Wie die deutsche Illustrierte "Stern" berichtet, hat der VKI bereits im April eine 83-seitige Strafanzeige gegen den AWD-Gründer Carsten Maschmeyer und 19 weitere AWD-Manager eingebracht. Der Verdacht: schwerer gewerbsmäßiger Betrug beim Verkauf von Immofinanz- und Immoeast-Aktien. So sollen die geschäftstüchtigen AWD-Macher Anleger in betrügerischer Absicht getäuscht haben, um hohe Provisionen zu lukrieren. Die Vorwürfe werden vehement bestritten.
Bereits 20 Verdächtige
Mittlerweile ermittelt die Zentrale Staatsanwaltschaft zur Verfolgung von Wirtschaftsstrafsachen und Korruption (WKStA) gegen Maschmeyer & Co. Dem Vernehmen nach wurden nicht nur die ersten Zeugen einvernommen, sondern der VKI hat der Anklagebehörde anscheinend auch einen gebürtigen Deutschen und früheren hohen AWD-Manager, der das AWD-Vertriebssystem vor Jahren in der Schweiz aufgebaut haben soll, als Art Kronzeuge zugeführt. Denn die Strafanzeige soll sich unter anderem auf dessen interne Kenntnisse stützen.

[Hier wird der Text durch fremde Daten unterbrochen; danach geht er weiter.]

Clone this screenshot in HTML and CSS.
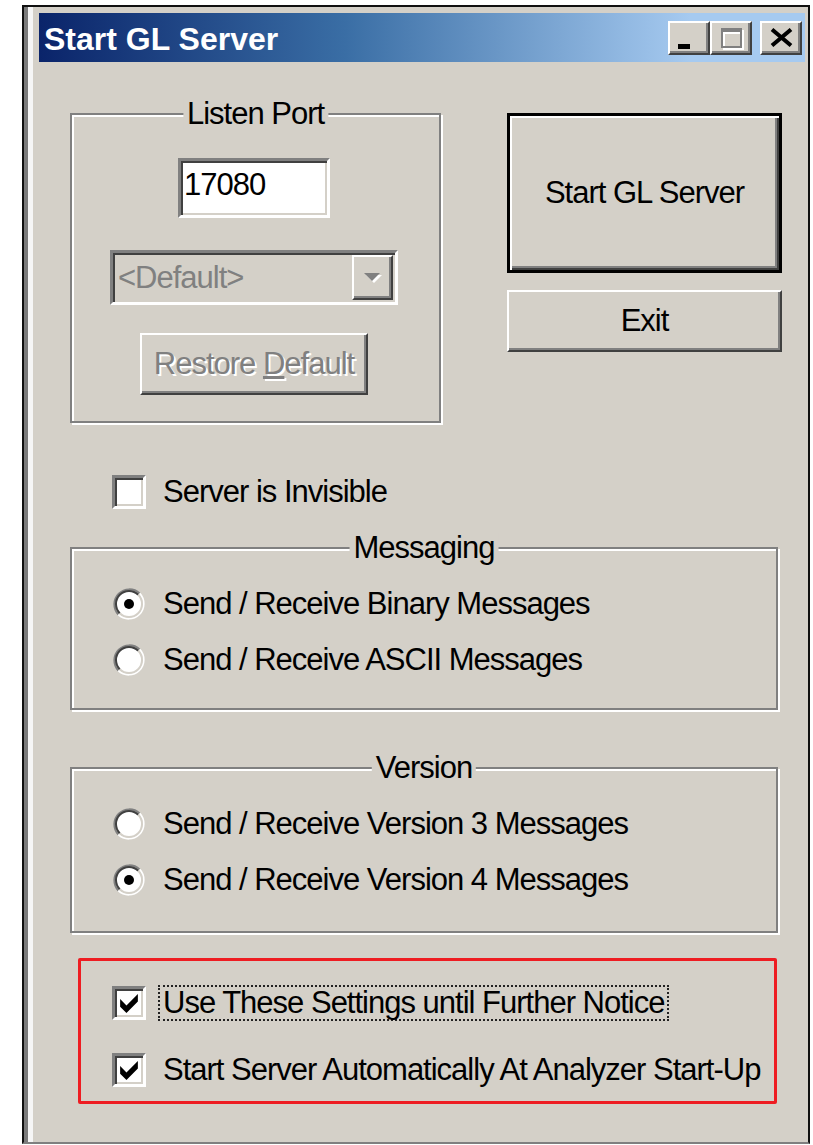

Demnach soll der AWD die Berater zu aggressiven Verkaufsaktivitäten veranlasst und durch Provisionsvorauszahlungen sogar abhängig gemacht haben. Zugleich wird dem AWD vorgeworfen, das Kundeninteresse vernachlässigt zu haben, und "stattdessen habe man Immobilienaktien übergewichtet, weil diese höhere Provisionen gebracht hätten", berichtet die Austria Presse Agentur.
Gastredner in Österreich
Der schillernde Mastermind des umstrittenen Strukturvertriebs, Maschmeyer, sei eine Art besonders ausgekochter Verkaufsguru. 2008 verkaufte er seinen Strukturvertrieb an die Swiss Life-Gruppe und ist dort in den Verwaltungsrat eingetreten. Maschmeyer trat hierzulande zuletzt im Vorjahr auf einer Vertriebstagung des AWD Österreich als Gastredner auf, wie AWD-Sprecher Hansjörg Nagelschmidt gegenüber der Wiener Zeitung bestätigte.

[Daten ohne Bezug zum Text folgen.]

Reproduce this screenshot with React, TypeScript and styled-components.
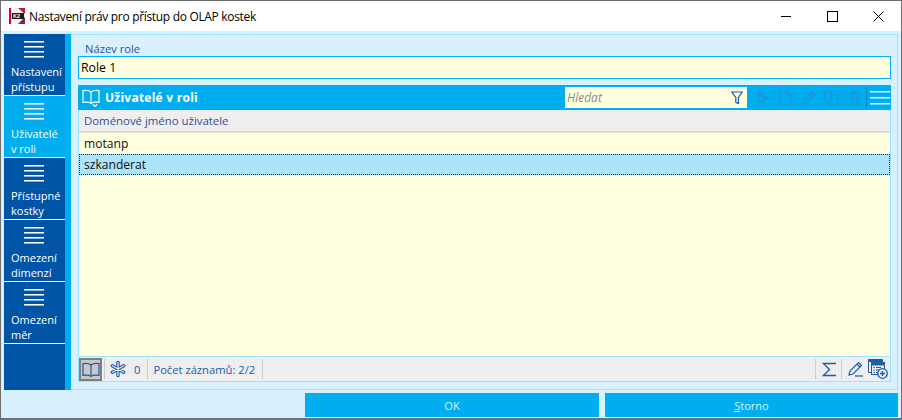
import React from 'react';
import styled, { createGlobalStyle } from 'styled-components';

const GlobalStyle = createGlobalStyle`
  html, body {
    margin: 0;
    padding: 0;
    background: #d9f1ff;
  }
  * {
    box-sizing: border-box;
  }
`;

const Window = styled.div`
  width: 902px;
  height: 420px;
  display: flex;
  flex-direction: column;
  overflow: hidden;
  border: 1px solid #6f6f6f;
  border-bottom-width: 2px;
  background: #d9f1ff;
  font-family: 'Open Sans', 'Noto Sans', sans-serif;
  font-size: 12px;
`;

const TitleBar = styled.div`
  height: 30px;
  flex: none;
  display: flex;
  align-items: center;
  background: #fff;
  padding-left: 8px;
`;

const TitleText = styled.span`
  margin-left: 4px;
  font-size: 12px;
  letter-spacing: -0.32px;
  color: #000;
`;

const WindowButtons = styled.div`
  margin-left: auto;
  display: flex;
  height: 100%;
`;

const WindowButton = styled.div`
  width: 46px;
  display: flex;
  align-items: center;
  justify-content: center;
`;

const Body = styled.div`
  flex: 1;
  min-height: 0;
  display: flex;
  flex-direction: column;
  padding: 3px 3px 1px 3px;
`;

const Workspace = styled.div`
  height: 356px;
  flex: none;
  display: flex;
`;

const Sidebar = styled.nav`
  width: 67px;
  flex: none;
  display: flex;
  flex-direction: column;
  background: #0054a6;
  border-right: 6px solid #00aeef;
`;

const NavItem = styled.div<{ $active?: boolean }>`
  height: 62px;
  flex: none;
  display: flex;
  flex-direction: column;
  padding: 7px 0 0 7px;
  background: ${({ $active }) => ($active ? '#00aeef' : '#0054a6')};
  border-bottom: 1px solid #fff;
  color: #fff;
  font-size: 11px;
  line-height: 15px;
`;

const NavIcon = styled.svg`
  display: block;
  width: 20px;
  height: 17px;
  margin: 0 0 6px 13px;
  flex: none;
`;

const Main = styled.main`
  flex: 1;
  min-width: 0;
  display: flex;
  flex-direction: column;
  border: 1px solid #99e5ff;
  border-left: none;
  padding: 7px 6px 7px 7px;
`;

const FieldLabel = styled.label`
  height: 14px;
  margin-left: 7px;
  line-height: 14px;
  font-size: 11.2px;
  color: #2e4f9e;
`;

const RoleInput = styled.div`
  height: 23px;
  flex: none;
  border: 1px solid #00b4f5;
  background: #ffffe0;
  padding-left: 2px;
  line-height: 21px;
  font-size: 12.3px;
  color: #000;
`;

const GridPanel = styled.section`
  margin-top: 6px;
  flex: 1;
  min-height: 0;
  display: flex;
  flex-direction: column;
  border: 1px solid #99e5ff;
  border-top: none;
`;

const GridHeader = styled.header`
  height: 25px;
  flex: none;
  margin: 0 -1px;
  display: flex;
  align-items: center;
  background: #00aeef;
  padding-left: 4px;
  color: #fff;
`;

const GridTitle = styled.h2`
  margin: 0 0 0 5px;
  font-size: 12px;
  font-weight: 700;
  letter-spacing: 0.25px;
`;

const SearchBox = styled.div`
  width: 182px;
  height: 21px;
  margin-left: auto;
  display: flex;
  align-items: center;
  justify-content: space-between;
  background: #ffffe0;
  padding: 0 4px 0 2px;
  font-size: 12px;
  font-style: italic;
  color: #8c8c8c;
`;

const HeaderTools = styled.div`
  display: flex;
  align-items: center;
  height: 100%;
  margin-left: 4px;
`;

const ToolSlot = styled.span`
  width: 23px;
  display: flex;
  justify-content: center;
`;

const MenuSlot = styled.div`
  height: 21px;
  width: 25px;
  display: flex;
  align-items: center;
  justify-content: center;
  border-left: 1px solid #0a7fc0;
  padding-left: 1px;
`;

const ColumnHeader = styled.div`
  height: 22px;
  flex: none;
  background: #eeeeee;
  border-bottom: 1px solid #d4d4d4;
  padding-left: 5px;
  line-height: 21px;
  font-size: 11.4px;
  color: #2e4f9e;
`;

const Rows = styled.div`
  flex: 1;
  min-height: 0;
  background: #ffffe0;
`;

const Row = styled.div<{ $selected?: boolean }>`
  height: ${({ $selected }) => ($selected ? '21px' : '22px')};
  padding-left: 5px;
  line-height: ${({ $selected }) => ($selected ? '20px' : '22px')};
  font-size: 12.1px;
  color: #111;
  background: ${({ $selected }) => ($selected ? '#aee4fb' : 'transparent')};
  border-top: 1px ${({ $selected }) => ($selected ? 'dotted #222' : 'solid #e6e6d2')};
  border-bottom: 1px ${({ $selected }) => ($selected ? 'dotted #222' : 'solid transparent')};
  ${({ $selected }) => $selected && 'border-left: 1px dotted #222; border-right: 1px dotted #222; padding-left: 4px;'}
`;

const StatusBar = styled.footer`
  height: 25px;
  flex: none;
  display: flex;
  align-items: center;
  background: #eeeeee;
  border-top: 1px solid #99e5ff;
  color: #1c5caa;
  font-size: 11.2px;
`;

const ViewToggle = styled.div`
  width: 23px;
  height: 23px;
  display: flex;
  align-items: center;
  justify-content: center;
  background: #c8c8c8;
  border: 2px solid #808080;
  margin-right: 2px;
`;

const StatusCell = styled.div`
  height: 20px;
  display: flex;
  align-items: center;
  gap: 8px;
  border-left: 1px solid #cccccc;
  padding: 0 7px 0 5px;
`;

const StatusEnd = styled.div`
  height: 20px;
  border-left: 1px solid #cccccc;
`;

const StatusTools = styled.div`
  margin-left: auto;
  display: flex;
  align-items: center;
`;

const StatusTool = styled.div`
  height: 20px;
  display: flex;
  align-items: center;
  padding: 0 4px 0 6px;
  border-left: 1px solid #cccccc;
`;

const StatusIconOnly = styled.div`
  display: flex;
  align-items: center;
  padding-right: 2px;
`;

const Actions = styled.div`
  height: 24px;
  margin-top: 3px;
  flex: none;
  display: flex;
  justify-content: flex-end;
  gap: 6px;
`;

const ActionButton = styled.button<{ $width: number }>`
  width: ${({ $width }) => $width}px;
  height: 24px;
  border: none;
  padding: 0;
  background: #00aeef;
  color: #d9f1ff;
  font-family: inherit;
  font-size: 11px;
  u {
    text-underline-offset: 1px;
  }
`;

const Hamburger = () => (
  <NavIcon viewBox="0 0 20 17">
    {[0, 5, 10, 15].map((y) => (
      <g key={y}>
        <rect x="0" y={y} width="20" height="1" fill="#fff" />
        <rect x="0" y={y + 1} width="20" height="1" fill="#fff" opacity="0.55" />
      </g>
    ))}
  </NavIcon>
);

const K2Logo = () => (
  <svg width="16" height="18" viewBox="0 0 16 18">
    <rect x="0" y="1" width="2" height="16" fill="#d4003a" />
    <rect x="2" y="1" width="14" height="16" fill="#f3f3f3" />
    <path d="M9 1 L16 1 L16 7 Z" fill="#a8233c" />
    <path d="M9 17 L16 17 L16 10 Z" fill="#7a2a3a" />
    <rect x="3" y="6" width="12" height="6" fill="#1a1a1a" />
    <text x="4" y="11" fontSize="5.5" fontWeight="700" fill="#fff" fontFamily="'Liberation Sans', sans-serif">K2</text>
  </svg>
);

const MinimizeIcon = () => (
  <svg width="10" height="10" viewBox="0 0 10 10">
    <rect x="0" y="5" width="10" height="1" fill="#000" />
  </svg>
);

const MaximizeIcon = () => (
  <svg width="11" height="11" viewBox="0 0 11 11" fill="none" stroke="#000" strokeWidth="1">
    <rect x="0.5" y="0.5" width="10" height="10" />
  </svg>
);

const CloseIcon = () => (
  <svg width="11" height="11" viewBox="0 0 11 11" fill="none" stroke="#000" strokeWidth="1">
    <path d="M0.5 0.5 L10.5 10.5 M10.5 0.5 L0.5 10.5" />
  </svg>
);

const BookIcon = ({ color, tail }: { color: string; tail?: boolean }) => (
  <svg width="18" height={tail ? 18 : 15} viewBox={tail ? '0 0 18 18' : '0 0 18 15'} fill="none" stroke={color} strokeWidth="1.2">
    <path d="M9 3 C7.5 1.6 4 1.2 1 1.6 V13.4 C4 13 7.5 13.2 9 14.4 C10.5 13.2 14 13 17 13.4 V1.6 C14 1.2 10.5 1.6 9 3 Z" />
    <path d="M9 3 V14.4" />
    {tail && <path d="M11 15.5 L13 17.5 L15 15.5" />}
  </svg>
);

const FunnelIcon = () => (
  <svg width="12" height="14" viewBox="0 0 12 14" fill="none" stroke="#1c5caa" strokeWidth="1.2">
    <path d="M0.8 1 H11.2 L7.4 6.4 V12.6 L4.8 11.4 V6.4 Z" />
  </svg>
);

const dimTool = '#1f93cf';

const PlayIcon = () => (
  <svg width="12" height="14" viewBox="0 0 12 14" fill="none" stroke={dimTool} strokeWidth="1.2">
    <path d="M1.5 2 V12 L10 7 Z" />
  </svg>
);

const PageIcon = () => (
  <svg width="13" height="16" viewBox="0 0 13 16" fill="none" stroke={dimTool} strokeWidth="1.2">
    <path d="M1 1 H8 L12 5 V15 H1 Z M8 1 V5 H12" />
  </svg>
);

const PencilIcon = ({ color }: { color: string }) => (
  <svg width="16" height="16" viewBox="0 0 16 16" fill="none" stroke={color} strokeWidth="1.2">
    <path d="M1.5 14.5 L2.5 10.5 L11.5 1.5 L14.5 4.5 L5.5 13.5 Z M10 3 L13 6" />
  </svg>
);

const EditFieldIcon = () => (
  <svg width="16" height="16" viewBox="0 0 16 16" fill="none" stroke="#1c5caa" strokeWidth="1.2">
    <path d="M1 14 L2 10 L10.5 1.5 L13.5 4.5 L5 13 Z M9 3 L12 6" />
    <path d="M7 15 H15" />
  </svg>
);

const CopyIcon = () => (
  <svg width="15" height="16" viewBox="0 0 15 16" fill="none" stroke={dimTool} strokeWidth="1.2">
    <path d="M1 1 H7 V12 H1 Z M5 4 H14 V15 H5 V12" />
  </svg>
);

const TrashIcon = () => (
  <svg width="12" height="16" viewBox="0 0 12 16" fill="none" stroke={dimTool} strokeWidth="1.2">
    <path d="M1 3 H11 M4 3 V1 H8 V3 M2 3 V15 H10 V3 M4.5 6 V12 M7.5 6 V12" />
  </svg>
);

const MenuIcon = () => (
  <svg width="20" height="14" viewBox="0 0 20 14">
    {[0, 6, 12].map((y) => (
      <g key={y}>
        <rect x="0" y={y} width="20" height="1" fill="#fff" />
        <rect x="0" y={y + 1} width="20" height="1" fill="#fff" opacity="0.45" />
      </g>
    ))}
  </svg>
);

const snowflakeArms = 'M8 1.5 V14.5 M2.4 4.75 L13.6 11.25 M13.6 4.75 L2.4 11.25';

const SnowflakeIcon = () => (
  <svg width="16" height="16" viewBox="0 0 16 16" fill="none" strokeLinecap="round">
    <path d={snowflakeArms} stroke="#1c5caa" strokeWidth="3.4" />
    <path d={snowflakeArms} stroke="#eeeeee" strokeWidth="1.2" />
  </svg>
);

const SigmaIcon = () => (
  <svg width="15" height="15" viewBox="0 0 15 15" fill="none" stroke="#1c5caa" strokeWidth="1.3">
    <path d="M14 1.5 H1.5 L7.5 7.5 L1.5 13.5 H14" />
  </svg>
);

const NewRecordIcon = () => (
  <svg width="20" height="20" viewBox="0 0 20 20" fill="none" stroke="#1c5caa" strokeWidth="1">
    <path d="M0.5 0.5 H14.5 V3 M0.5 0.5 V13.5 H3" />
    <path d="M0.5 1 H14.5 V2.5 H0.5 Z" fill="#1c5caa" />
    <rect x="3.5" y="3.5" width="13" height="12" fill="#eeeeee" />
    <path d="M3.5 4 H16.5 V6 H3.5 Z" fill="#1c5caa" />
    <path d="M5.5 8.5 H7 M8 8.5 H13 M5.5 11 H7 M8 11 H12 M5.5 13.5 H7 M8 13.5 H10" />
    <circle cx="14.5" cy="14.5" r="4.8" fill="#eeeeee" strokeWidth="1.3" />
    <path d="M14.5 12 V17 M12 14.5 H17" strokeWidth="1.4" />
  </svg>
);

const navItems = [
  { label: ['Nastavení', 'přístupu'] },
  { label: ['Uživatelé', 'v roli'], active: true },
  { label: ['Přístupné', 'kostky'] },
  { label: ['Omezení', 'dimenzí'] },
  { label: ['Omezení', 'měr'] },
];

export default function App() {
  return (
    <>
      <GlobalStyle />
      <Window>
        <TitleBar>
          <K2Logo />
          <TitleText>Nastavení práv pro přístup do OLAP kostek</TitleText>
          <WindowButtons>
            <WindowButton><MinimizeIcon /></WindowButton>
            <WindowButton><MaximizeIcon /></WindowButton>
            <WindowButton><CloseIcon /></WindowButton>
          </WindowButtons>
        </TitleBar>
        <Body>
          <Workspace>
            <Sidebar>
              {navItems.map((item) => (
                <NavItem key={item.label.join(' ')} $active={item.active}>
                  <Hamburger />
                  <span>{item.label[0]}</span>
                  <span>{item.label[1]}</span>
                </NavItem>
              ))}
            </Sidebar>
            <Main>
              <FieldLabel>Název role</FieldLabel>
              <RoleInput>Role 1</RoleInput>
              <GridPanel>
                <GridHeader>
                  <BookIcon color="#fff" tail />
                  <GridTitle>Uživatelé v roli</GridTitle>
                  <SearchBox>
                    Hledat
                    <FunnelIcon />
                  </SearchBox>
                  <HeaderTools>
                    <ToolSlot><PlayIcon /></ToolSlot>
                    <ToolSlot><PageIcon /></ToolSlot>
                    <ToolSlot><PencilIcon color={dimTool} /></ToolSlot>
                    <ToolSlot><CopyIcon /></ToolSlot>
                    <ToolSlot><TrashIcon /></ToolSlot>
                    <MenuSlot><MenuIcon /></MenuSlot>
                  </HeaderTools>
                </GridHeader>
                <ColumnHeader>Doménové jméno uživatele</ColumnHeader>
                <Rows>
                  <Row>motanp</Row>
                  <Row $selected>szkanderat</Row>
                </Rows>
                <StatusBar>
                  <ViewToggle><BookIcon color="#1c5caa" /></ViewToggle>
                  <StatusCell>
                    <SnowflakeIcon />
                    <span>0</span>
                  </StatusCell>
                  <StatusCell>Počet záznamů: 2/2</StatusCell>
                  <StatusEnd />
                  <StatusTools>
                    <StatusTool><SigmaIcon /></StatusTool>
                    <StatusTool><EditFieldIcon /></StatusTool>
                    <StatusIconOnly><NewRecordIcon /></StatusIconOnly>
                  </StatusTools>
                </StatusBar>
              </GridPanel>
            </Main>
          </Workspace>
          <Actions>
            <ActionButton $width={294}>OK</ActionButton>
            <ActionButton $width={293}><u>S</u>torno</ActionButton>
          </Actions>
        </Body>
      </Window>
    </>
  );
}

Für den VKI-Juristen Peter Kolba zieht Maschmeyer aber nach wie vor im Hintergrund die Fäden. "Bei den angeführten Punkten, die angeblich Gegenstand der Strafanzeige sein sollen, handelt es sich offenkundig um die bereits bekannten haltlosen Vorwürfe, die der VKI seit mehreren Jahren ohne Erfolg gegen AWD Österreich erhebt", kontert AWD-Sprecher Nagelschmidt.
Nächste Woche Prozess
Indes findet am 7. Dezember die nächste Verhandlung in der Sammelklage II des VKI gegen den AWD am Handelsgericht Wien statt. Die VKI-Klagen finanziert der deutsche Prozessfinanzierer Foris.
Doch der Vorwurf der systematischen Fehlberatung von Immofinanz-Anlegern wurde bisher noch gar nicht verhandelt, sondern es geht bisher nur um formale Einwände.

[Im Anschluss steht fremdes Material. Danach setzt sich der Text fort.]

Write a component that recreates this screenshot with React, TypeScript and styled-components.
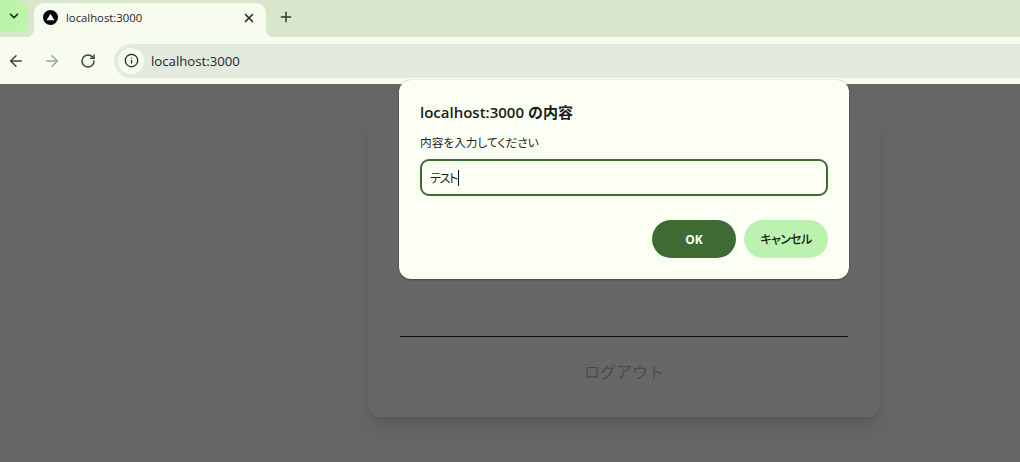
import { createGlobalStyle, styled } from "styled-components";
import { ArrowLeft, ArrowRight, ChevronDown, Info, Plus, RotateCw, X } from "lucide-react";

const GlobalStyle = createGlobalStyle`
  html, body {
    margin: 0;
    height: 100%;
    overflow: hidden;
    background: #656565;
  }
  body {
    font-family: "Open Sans", "Noto Sans CJK JP", sans-serif;
  }
`;

const Window = styled.div`
  position: relative;
  width: 1020px;
  height: 462px;
  display: flex;
  flex-direction: column;
  overflow: hidden;
`;

const TabStrip = styled.div`
  height: 37px;
  flex: none;
  display: flex;
  align-items: flex-end;
  background: #d8e6cb;
`;

const TabSearch = styled.div`
  width: 28px;
  height: 32px;
  margin-bottom: 5px;
  border-radius: 0 10px 10px 0;
  display: flex;
  align-items: center;
  justify-content: center;
  background: #bdf5a8;
  color: #1c2a16;
`;

const Tab = styled.div`
  position: relative;
  width: 232px;
  height: 34px;
  margin-left: 6px;
  padding: 0 10px 5px 9px;
  box-sizing: border-box;
  display: flex;
  align-items: center;
  gap: 8px;
  border-radius: 10px 10px 0 0;
  background: #f7fcef;

  &::before,
  &::after {
    content: "";
    position: absolute;
    bottom: 0;
    width: 8px;
    height: 8px;
  }
  &::before {
    left: -8px;
    background: radial-gradient(circle at 0 0, transparent 8px, #f7fcef 8.5px);
  }
  &::after {
    right: -8px;
    background: radial-gradient(circle at 100% 0, transparent 8px, #f7fcef 8.5px);
  }
`;

const TabTitle = styled.span`
  flex: 1;
  font-size: 11.3px;
  color: #1f241c;
`;

const NewTab = styled.div`
  margin: 0 0 4px 12px;
  height: 32px;
  display: flex;
  align-items: center;
  color: #323a2d;
`;

const Toolbar = styled.div`
  height: 47px;
  flex: none;
  display: flex;
  align-items: center;
  padding-left: 7px;
  background: #f7fcef;
`;

const NavButton = styled.div<{ $muted?: boolean }>`
  width: 18px;
  height: 18px;
  margin-right: 18px;
  display: flex;
  align-items: center;
  justify-content: center;
  color: ${(p) => (p.$muted ? "#9ca596" : "#3c4438")};
`;

const Omnibox = styled.div`
  flex: 1;
  height: 34px;
  margin-left: -1px;
  padding-left: 4px;
  display: flex;
  align-items: center;
  gap: 7px;
  border-radius: 17px 0 0 17px;
  background: #e3ebdf;
`;

const SiteInfo = styled.div`
  width: 26px;
  height: 26px;
  border-radius: 50%;
  display: flex;
  align-items: center;
  justify-content: center;
  background: #f7fcef;
  color: #20261d;
`;

const Address = styled.span`
  font-size: 13.2px;
  color: #23281f;
`;

const Page = styled.main`
  flex: 1;
  padding: 33px 0 0 368px;
  background: #656565;
`;

const Card = styled.section`
  width: 512px;
  height: 300px;
  padding: 0 32px 33px;
  box-sizing: border-box;
  display: flex;
  flex-direction: column;
  justify-content: flex-end;
  border-radius: 12px;
  background: #676767;
  box-shadow: 0 10px 15px -3px rgba(0, 0, 0, 0.1), 0 4px 6px -4px rgba(0, 0, 0, 0.1);
`;

const Divider = styled.hr`
  width: 100%;
  height: 1px;
  margin: 0 0 23px;
  border: 0;
  background: #111111;
`;

const Logout = styled.div`
  height: 24px;
  line-height: 24px;
  text-align: center;
  font-size: 16px;
  color: #4c4c4c;
`;

const Dialog = styled.div`
  position: absolute;
  left: 399px;
  top: 80px;
  width: 450px;
  height: 199px;
  padding: 22px 21px 0;
  box-sizing: border-box;
  border-radius: 12px;
  background: #fcfff4;
  box-shadow: 0 0 1px rgba(0, 0, 0, 0.35), 0 1px 2px rgba(0, 0, 0, 0.3);
  font-feature-settings: "palt";
`;

const DialogTitle = styled.h2`
  margin: 0;
  font-size: 15px;
  line-height: 20px;
  font-weight: 600;
  font-feature-settings: normal;
  color: #1a1d17;
`;

const DialogMessage = styled.p`
  margin: 11px 0 0;
  font-size: 11.7px;
  line-height: 18px;
  color: #1f231c;
`;

const PromptField = styled.div`
  margin-top: 8px;
  width: 408px;
  height: 37px;
  padding-left: 8px;
  box-sizing: border-box;
  display: flex;
  align-items: center;
  border: 2px solid #3e6b33;
  border-radius: 9px;
  font-size: 12px;
  letter-spacing: -1.3px;
  color: #1f231c;
`;

const Caret = styled.span`
  width: 1px;
  height: 16px;
  margin-left: 1px;
  background: #111111;
`;

const Actions = styled.div`
  margin-top: 24px;
  width: 408px;
  display: flex;
  justify-content: flex-end;
  gap: 8px;
`;

const ActionButton = styled.div<{ $primary?: boolean }>`
  width: 84px;
  height: 38px;
  display: flex;
  align-items: center;
  justify-content: center;
  border-radius: 19px;
  font-size: 12px;
  font-weight: ${(p) => (p.$primary ? 700 : 500)};
  letter-spacing: ${(p) => (p.$primary ? "0" : "-0.6px")};
  color: ${(p) => (p.$primary ? "#fcfff4" : "#0f1f0a")};
  background: ${(p) => (p.$primary ? "#3e6b33" : "#bcf2b0")};
`;

function AppLogo() {
  return (
    <svg width="15" height="15" viewBox="0 0 15 15">
      <circle cx="7.5" cy="7.5" r="7.5" fill="#000000" />
      <path d="M7.5 3.8 L11.4 10.3 H3.6 Z" fill="#ffffff" />
    </svg>
  );
}

export default function App() {
  return (
    <Window>
      <GlobalStyle />
      <TabStrip>
        <TabSearch>
          <ChevronDown size={14} strokeWidth={3} />
        </TabSearch>
        <Tab>
          <AppLogo />
          <TabTitle>localhost:3000</TabTitle>
          <X size={14} strokeWidth={2.5} color="#1f241c" />
        </Tab>
        <NewTab>
          <Plus size={16} strokeWidth={2.2} />
        </NewTab>
      </TabStrip>
      <Toolbar>
        <NavButton>
          <ArrowLeft size={18} strokeWidth={2} />
        </NavButton>
        <NavButton $muted>
          <ArrowRight size={18} strokeWidth={2} />
        </NavButton>
        <NavButton>
          <RotateCw size={16} strokeWidth={2.2} />
        </NavButton>
        <Omnibox>
          <SiteInfo>
            <Info size={15} strokeWidth={2} />
          </SiteInfo>
          <Address>localhost:3000</Address>
        </Omnibox>
      </Toolbar>
      <Page>
        <Card>
          <Divider />
          <Logout>ログアウト</Logout>
        </Card>
      </Page>
      <Dialog>
        <DialogTitle>localhost:3000 の内容</DialogTitle>
        <DialogMessage>内容を入力してください</DialogMessage>
        <PromptField>
          テスト
          <Caret />
        </PromptField>
        <Actions>
          <ActionButton $primary>OK</ActionButton>
          <ActionButton>キャンセル</ActionButton>
        </Actions>
      </Dialog>
    </Window>
  );
}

"Wir müssen in dieser Verhandlung das vom AWD an den Haaren herbeigezogene Argument abarbeiten, dass es in Österreich verboten sei, eine Prozessfinanzierung gegen eine Erfolgsquotenvereinbarung zu machen", sagt Kolba zur "Wiener Zeitung". "Das Argument wird nicht halten, aber es bewirkt, dass bis zu einer Entscheidung des Obersten Gerichtshofs alles stillsteht." Nachsatz: "Es geht ausschließlich um Verzögerung. Wir haben die unbefriedigende Situation, dass wir vor zweieinhalb Jahren die Sammelklagen eingebracht haben, aber bisher nur über die Einwände des AWD verhandelt wird und kein einziger Geschädigter einvernommen wurde."
Für Kolba ist es sehr ärgerlich, dass es die seit Jahren geforderte Gruppenklage nach wie vor nicht gibt.